:: Problem to work on ::
Set the listing down unchanged, minus every embedded image.
•••
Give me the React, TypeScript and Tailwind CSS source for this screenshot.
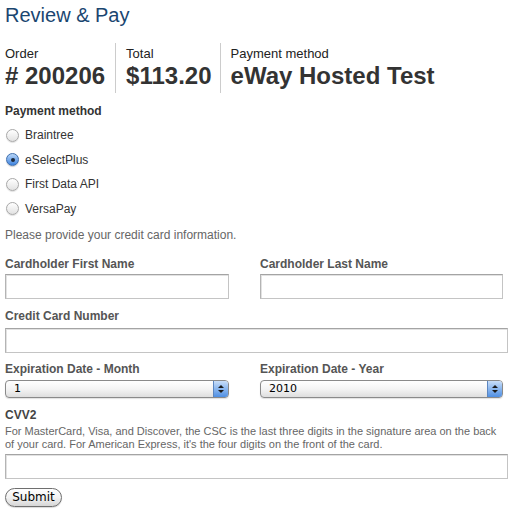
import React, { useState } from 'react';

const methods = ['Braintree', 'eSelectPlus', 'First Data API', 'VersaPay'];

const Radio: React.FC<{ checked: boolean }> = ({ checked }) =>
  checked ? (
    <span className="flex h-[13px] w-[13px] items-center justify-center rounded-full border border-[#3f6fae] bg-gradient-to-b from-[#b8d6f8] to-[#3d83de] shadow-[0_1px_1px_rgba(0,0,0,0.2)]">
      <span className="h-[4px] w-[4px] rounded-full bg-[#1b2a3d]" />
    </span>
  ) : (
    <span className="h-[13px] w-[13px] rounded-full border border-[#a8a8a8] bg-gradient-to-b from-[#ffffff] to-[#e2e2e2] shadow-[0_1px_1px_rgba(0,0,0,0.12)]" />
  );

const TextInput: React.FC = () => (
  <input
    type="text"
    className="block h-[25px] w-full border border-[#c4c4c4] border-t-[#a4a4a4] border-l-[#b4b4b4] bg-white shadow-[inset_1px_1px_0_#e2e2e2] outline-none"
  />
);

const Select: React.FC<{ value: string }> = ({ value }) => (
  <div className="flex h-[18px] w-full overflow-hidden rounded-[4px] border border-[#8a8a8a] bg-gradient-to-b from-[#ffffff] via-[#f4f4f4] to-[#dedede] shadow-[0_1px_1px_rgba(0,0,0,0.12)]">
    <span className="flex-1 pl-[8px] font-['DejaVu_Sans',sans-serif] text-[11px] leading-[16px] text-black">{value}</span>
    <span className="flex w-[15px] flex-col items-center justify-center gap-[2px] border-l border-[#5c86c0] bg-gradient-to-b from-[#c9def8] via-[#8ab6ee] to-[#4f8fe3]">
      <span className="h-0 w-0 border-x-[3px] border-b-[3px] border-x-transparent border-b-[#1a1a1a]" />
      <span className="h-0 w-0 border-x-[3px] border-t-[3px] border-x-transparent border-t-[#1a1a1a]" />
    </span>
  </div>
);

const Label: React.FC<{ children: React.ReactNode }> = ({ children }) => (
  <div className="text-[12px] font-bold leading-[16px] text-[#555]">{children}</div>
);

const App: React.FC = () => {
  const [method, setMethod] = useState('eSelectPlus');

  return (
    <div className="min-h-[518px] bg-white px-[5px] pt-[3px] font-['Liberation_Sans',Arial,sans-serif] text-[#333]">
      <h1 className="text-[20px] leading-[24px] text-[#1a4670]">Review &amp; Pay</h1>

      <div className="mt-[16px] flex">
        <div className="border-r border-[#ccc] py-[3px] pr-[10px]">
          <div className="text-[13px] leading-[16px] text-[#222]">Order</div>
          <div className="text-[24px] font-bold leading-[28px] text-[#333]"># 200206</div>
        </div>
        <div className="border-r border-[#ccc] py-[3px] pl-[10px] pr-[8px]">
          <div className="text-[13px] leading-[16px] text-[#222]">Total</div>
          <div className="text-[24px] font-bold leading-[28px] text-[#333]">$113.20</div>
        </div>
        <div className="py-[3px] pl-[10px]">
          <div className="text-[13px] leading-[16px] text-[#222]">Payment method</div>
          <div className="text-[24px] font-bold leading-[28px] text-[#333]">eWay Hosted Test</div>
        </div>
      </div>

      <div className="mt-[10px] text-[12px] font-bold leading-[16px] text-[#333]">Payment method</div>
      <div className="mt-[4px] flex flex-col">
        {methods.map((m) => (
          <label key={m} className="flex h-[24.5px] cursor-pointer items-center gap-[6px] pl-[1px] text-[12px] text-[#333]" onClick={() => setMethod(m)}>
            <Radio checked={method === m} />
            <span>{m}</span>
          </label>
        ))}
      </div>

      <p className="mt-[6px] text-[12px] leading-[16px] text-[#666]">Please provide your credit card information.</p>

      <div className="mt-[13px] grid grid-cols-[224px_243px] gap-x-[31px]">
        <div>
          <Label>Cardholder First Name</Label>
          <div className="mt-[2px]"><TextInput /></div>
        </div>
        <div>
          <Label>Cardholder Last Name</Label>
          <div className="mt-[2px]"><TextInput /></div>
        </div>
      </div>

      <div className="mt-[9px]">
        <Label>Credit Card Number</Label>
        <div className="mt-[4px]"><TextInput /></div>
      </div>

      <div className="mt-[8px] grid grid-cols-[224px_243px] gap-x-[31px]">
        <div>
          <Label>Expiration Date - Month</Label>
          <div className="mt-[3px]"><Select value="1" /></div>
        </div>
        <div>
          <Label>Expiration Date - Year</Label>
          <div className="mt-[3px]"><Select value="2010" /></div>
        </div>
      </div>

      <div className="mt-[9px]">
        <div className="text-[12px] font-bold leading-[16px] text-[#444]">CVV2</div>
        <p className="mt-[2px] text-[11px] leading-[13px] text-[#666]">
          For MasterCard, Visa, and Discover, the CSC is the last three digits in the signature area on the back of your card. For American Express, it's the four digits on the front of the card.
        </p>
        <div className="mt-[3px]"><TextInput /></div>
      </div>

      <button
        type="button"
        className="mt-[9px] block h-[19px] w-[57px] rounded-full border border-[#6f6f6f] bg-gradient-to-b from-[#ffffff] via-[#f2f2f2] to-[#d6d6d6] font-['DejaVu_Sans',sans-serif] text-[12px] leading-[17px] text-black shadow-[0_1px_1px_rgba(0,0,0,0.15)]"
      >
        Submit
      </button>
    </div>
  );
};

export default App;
•••
:: Task output ::
Give me the React, TypeScript and Tailwind CSS source for this screenshot.
import React, { useState } from 'react';

const methods = ['Braintree', 'eSelectPlus', 'First Data API', 'VersaPay'];

const Radio: React.FC<{ checked: boolean }> = ({ checked }) =>
  checked ? (
    <span className="flex h-[13px] w-[13px] items-center justify-center rounded-full border border-[#3f6fae] bg-gradient-to-b from-[#b8d6f8] to-[#3d83de] shadow-[0_1px_1px_rgba(0,0,0,0.2)]">
      <span className="h-[4px] w-[4px] rounded-full bg-[#1b2a3d]" />
    </span>
  ) : (
    <span className="h-[13px] w-[13px] rounded-full border border-[#a8a8a8] bg-gradient-to-b from-[#ffffff] to-[#e2e2e2] shadow-[0_1px_1px_rgba(0,0,0,0.12)]" />
  );

const TextInput: React.FC = () => (
  <input
    type="text"
    className="block h-[25px] w-full border border-[#c4c4c4] border-t-[#a4a4a4] border-l-[#b4b4b4] bg-white shadow-[inset_1px_1px_0_#e2e2e2] outline-none"
  />
);

const Select: React.FC<{ value: string }> = ({ value }) => (
  <div className="flex h-[18px] w-full overflow-hidden rounded-[4px] border border-[#8a8a8a] bg-gradient-to-b from-[#ffffff] via-[#f4f4f4] to-[#dedede] shadow-[0_1px_1px_rgba(0,0,0,0.12)]">
    <span className="flex-1 pl-[8px] font-['DejaVu_Sans',sans-serif] text-[11px] leading-[16px] text-black">{value}</span>
    <span className="flex w-[15px] flex-col items-center justify-center gap-[2px] border-l border-[#5c86c0] bg-gradient-to-b from-[#c9def8] via-[#8ab6ee] to-[#4f8fe3]">
      <span className="h-0 w-0 border-x-[3px] border-b-[3px] border-x-transparent border-b-[#1a1a1a]" />
      <span className="h-0 w-0 border-x-[3px] border-t-[3px] border-x-transparent border-t-[#1a1a1a]" />
    </span>
  </div>
);

const Label: React.FC<{ children: React.ReactNode }> = ({ children }) => (
  <div className="text-[12px] font-bold leading-[16px] text-[#555]">{children}</div>
);

const App: React.FC = () => {
  const [method, setMethod] = useState('eSelectPlus');

  return (
    <div className="min-h-[518px] bg-white px-[5px] pt-[3px] font-['Liberation_Sans',Arial,sans-serif] text-[#333]">
      <h1 className="text-[20px] leading-[24px] text-[#1a4670]">Review &amp; Pay</h1>

      <div className="mt-[16px] flex">
        <div className="border-r border-[#ccc] py-[3px] pr-[10px]">
          <div className="text-[13px] leading-[16px] text-[#222]">Order</div>
          <div className="text-[24px] font-bold leading-[28px] text-[#333]"># 200206</div>
        </div>
        <div className="border-r border-[#ccc] py-[3px] pl-[10px] pr-[8px]">
          <div className="text-[13px] leading-[16px] text-[#222]">Total</div>
          <div className="text-[24px] font-bold leading-[28px] text-[#333]">$113.20</div>
        </div>
        <div className="py-[3px] pl-[10px]">
          <div className="text-[13px] leading-[16px] text-[#222]">Payment method</div>
          <div className="text-[24px] font-bold leading-[28px] text-[#333]">eWay Hosted Test</div>
        </div>
      </div>

      <div className="mt-[10px] text-[12px] font-bold leading-[16px] text-[#333]">Payment method</div>
      <div className="mt-[4px] flex flex-col">
        {methods.map((m) => (
          <label key={m} className="flex h-[24.5px] cursor-pointer items-center gap-[6px] pl-[1px] text-[12px] text-[#333]" onClick={() => setMethod(m)}>
            <Radio checked={method === m} />
            <span>{m}</span>
          </label>
        ))}
      </div>

      <p className="mt-[6px] text-[12px] leading-[16px] text-[#666]">Please provide your credit card information.</p>

      <div className="mt-[13px] grid grid-cols-[224px_243px] gap-x-[31px]">
        <div>
          <Label>Cardholder First Name</Label>
          <div className="mt-[2px]"><TextInput /></div>
        </div>
        <div>
          <Label>Cardholder Last Name</Label>
          <div className="mt-[2px]"><TextInput /></div>
        </div>
      </div>

      <div className="mt-[9px]">
        <Label>Credit Card Number</Label>
        <div className="mt-[4px]"><TextInput /></div>
      </div>

      <div className="mt-[8px] grid grid-cols-[224px_243px] gap-x-[31px]">
        <div>
          <Label>Expiration Date - Month</Label>
          <div className="mt-[3px]"><Select value="1" /></div>
        </div>
        <div>
          <Label>Expiration Date - Year</Label>
          <div className="mt-[3px]"><Select value="2010" /></div>
        </div>
      </div>

      <div className="mt-[9px]">
        <div className="text-[12px] font-bold leading-[16px] text-[#444]">CVV2</div>
        <p className="mt-[2px] text-[11px] leading-[13px] text-[#666]">
          For MasterCard, Visa, and Discover, the CSC is the last three digits in the signature area on the back of your card. For American Express, it's the four digits on the front of the card.
        </p>
        <div className="mt-[3px]"><TextInput /></div>
      </div>

      <button
        type="button"
        className="mt-[9px] block h-[19px] w-[57px] rounded-full border border-[#6f6f6f] bg-gradient-to-b from-[#ffffff] via-[#f2f2f2] to-[#d6d6d6] font-['DejaVu_Sans',sans-serif] text-[12px] leading-[17px] text-black shadow-[0_1px_1px_rgba(0,0,0,0.15)]"
      >
        Submit
      </button>
    </div>
  );
};

export default App;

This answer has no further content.